UNMOVED BY AN NFL MOVE
It seems that winning or losing an NFL franchise isn't such a big deal anymore. Oh sure, there are a few fans in St. Louis mourning the presumed passing of the football Cardinals, and there's some rejoicing in Phoenix over the Cardinals' expected arrival. Those cautionary modifiers are appropriate because the transfer of this misbegotten team is not yet official, Cardinals owner Bill Bidwill having taken the unusual course of going through channels before clearing out of one town and moving to another. But since his fellow owners are so grateful to Bidwill for letting them vote on the matter, a privilege denied them by two previous defectors, we can now consider the move a fait accompli. And yet there's no black crepe in St. Louis or dancing in the streets of Phoenix.
One possible reason for this relatively tepid response was the absence of suspense in the months before Bidwill's announcement of his decision to move. He had been making noises about moving for years. When, on Jan. 15, he finally made it official (or semiofficial), there was almost a sense of relief at having the boring ordeal come to an end. In fact, it has been said that fans in St. Louis were much more agitated by the departure of the baseball Cardinals' Jack Clark for New York than by the football team's leaving for Arizona.
St. Louis is preeminently a baseball town. The football Cardinals averaged only 27,821 for their seven home games this year as compared with an average of 39,386 for baseball's 81 home dates. Quarterback Neil Lomax told the St. Louis Post-Dispatch that he and his teammates were always made to feel like "second-class citizens." Leaving a place where they felt unloved for one prepared to embrace them will be like "a great honeymoon," Lomax said. "We won't have to apologize anymore because we don't play baseball."
The football players may blame baseball for fan indifference if they want, but they might also factor in their mostly uninspired play in recent years and the unsteady and often quirky management of their team by its owner. Wasn't it Bidwill, as recently as 1981, who was quoted in his Cardinals press guide as saying of St. Louis, "I like this town better than any place I know"? Obviously not that much better.
The people in Phoenix were pretty certain they were in line for an expansion franchise. Phoenix did have competition, notably from Baltimore and Oakland, both already abandoned by the NFL, and Jacksonville and Memphis. But Phoenix, with its metropolitan population of 1.9 million, the immediate availability of the 70,000-plus-seat stadium at Arizona State in neighboring Tempe and its mild winters figured to be a front-runner. So now the Cardinals? O.K., that's nice.

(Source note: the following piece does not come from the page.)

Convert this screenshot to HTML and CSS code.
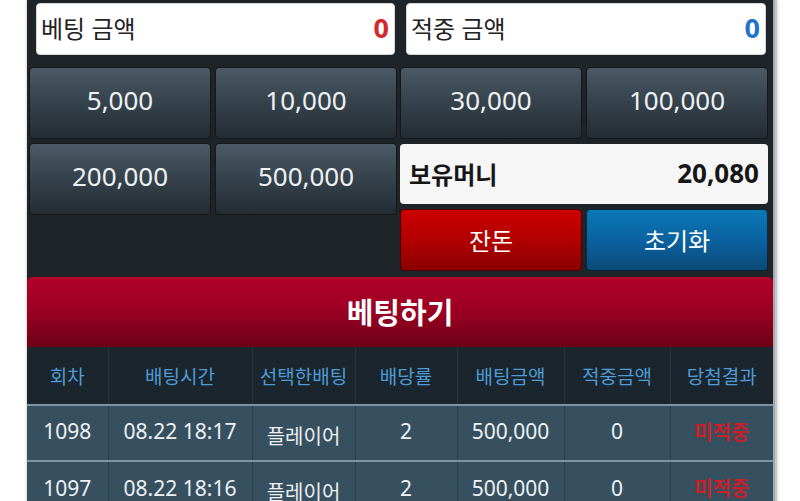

But there's another reason for the two cities' calm reaction to the Cardinals' change of venue: cynicism. The NFL has a credibility problem that makes those of certain presidential candidates seem almost trivial. It wasn't all that long ago that the league functioned as a sort of principality within the sports world, ruled by a commissioner whose rights seemed divinely granted. But all this has crumbled in the 1980s. There have been two players' strikes that have cost the owners dearly in both money—an estimated $104 million in potential revenue in 1987—and prestige. The NFL Players Association has also filed an antitrust action against the league that strikes at its heart—the college draft and control of player movement. And the NFL showcase extravaganza, the Super Bowl, has become a predictable turkey.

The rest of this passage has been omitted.